“You can never go home again, but the truth is you can never leave home, so it’s all right.” – Maya Angelou
At week’s end I intend to be two thousand miles away from home to attend the homecoming basketball game of my high school alma mater. Pretty weird, huh, to leave home to come home? My life has turned out like that.
I am at home in California, and I have a driver’s license and mailing address and license plates to prove it. California is where everything I own in this world is located. It is where I live and work and go to sleep at night. California is filled with relationships and experiences and places that I treasure. I know it like the back of my hand and love it here. Home is where you hang your hat, and my hat hangs in California.
But Arkansas has always been my home. It is the land of my birth. Born, and raised. Arkansas is where I fell in love and became both a husband and a father, and it is where both of my sweet parents were laid to rest. Arkansas is filled with relationships and experiences and places that I treasure. I know it like the back of my other hand, and I love it there. You can never really leave home, so I never really left Arkansas.
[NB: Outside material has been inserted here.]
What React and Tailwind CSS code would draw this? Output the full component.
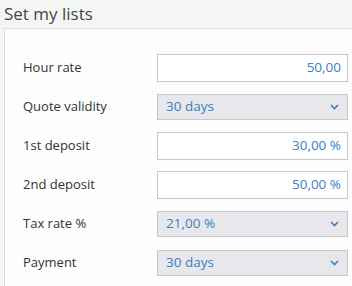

Arkansas and California could not be more different if they tried. And I’m pretty sure that they do. But they are both dear to me.
It promises to be a strange week. I haven’t lived in Arkansas in twenty years and only visit on rare occasions, and I could not tell you the last time I watched the Falcons play a homecoming basketball game despite having participated in so many of them in years that are now long gone. But I will feel at home there, because that is where I will be. Home.
Pliny the Elder famously said that home is where the heart is. Well, my heart has two homes.
I will leave my love for Mississippi for another day.